I’ll do it if you do it. I freely admit I do not consider all people equal in my regard. No one does. But I will take my personal predilections for people like Emma Stone and Robert Kennedy and I will find pictures of the most dissimilar people imaginable. I can already tell you that person will probably be wearing an oversized white t-shirt, because for some reason those just drive me up the wall. And I will spend, I don’t know, maybe twenty seconds a day looking at the picture and saying, “This person has value. This person has value.”
It won’t diminish the value of Ms. Love and Ms. Martinez. There’s no need to care less about them. Empathy is not zero-sum; it cannot be. As Juliet says of love, “The more I give to thee / The more I have, for both are infinite.” If we work enough to care enough about enough of the people in this world who suffer, we may then care enough not to kill even the ones who inflicted the suffering.
Because the only other option is to end the hypocrisy and own up to the fact that some lives, because of race and gender, are worth more. It’s an unspoken secret already – look at Natalee Holloway – and I think we should bring it out in the open, write it into our very language.

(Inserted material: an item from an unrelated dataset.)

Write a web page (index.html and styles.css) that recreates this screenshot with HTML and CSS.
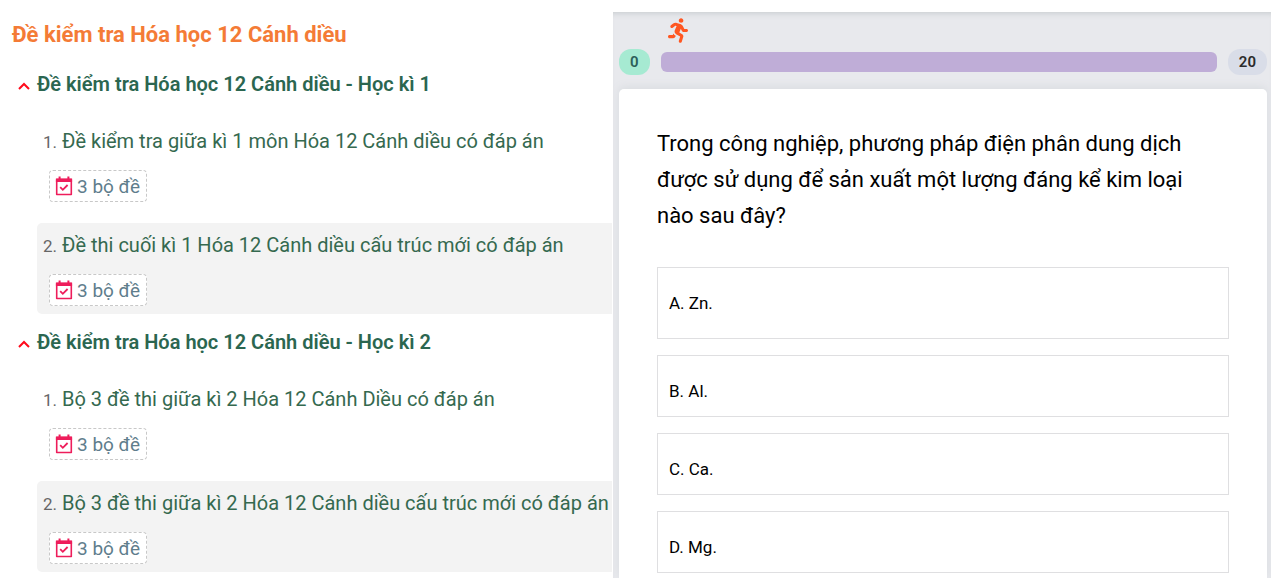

The Coen brothers have remade True Grit. I won’t spoil anything by telling you that there’s a scene in which the precocious young white woman of the film chats with Matt Damon’s lovable Texas Ranger about some fine points of the law. Damon uses the terms malum in se and malum prohibitum. Both describe things that are wrong, or bad. One is bad in and of itself (in se) while another is so only because society has deemed it so by law (prohibitum). Example? Driving without your seatbelt on is malum prohibitum. Rape is malum in se.
Except, as one law website points out, “the distinction is somewhat slippery.” Because circumstances are everything.
“Yes, they deserved to die, and I hope they burn in hell!” Samuel Jackson is all about malum prohibitum. As is pretty much every other vigilante movie – and there are a ton, aren’t there? – including True Grit, where lots of folks die because they done the little white girl wrong. I think this spirit is best captured in True Lies, when Jamie Lee Curtis asks her husband, the huggable Governator, if he ever killed anyone, and he says, in accent, “Yes, but dey were all bad.”
We make exceptions for malum in se all the time, or we set up pyramid ranking schemes for bad acts. Killing women is worse, so we punish their murderers more and we punish female offenders less. Killing black people is better, so we cut black intraracial murderers a break. There is victim and Victim, and furthermore since we kill an arbitrary population of our criminals each year, we don’t even consider murder to be a wrong in itself. The death penalty’s application in this country makes our sense of right and wrong appear very fuzzy indeed.
What happens because of all this? The last image of True Grit is of a tombstone and a woman who’s lost an arm.
We all lose in this system. We’re all made less human. Check your watch; check your news. Did it happen? Were you a supporter of the act?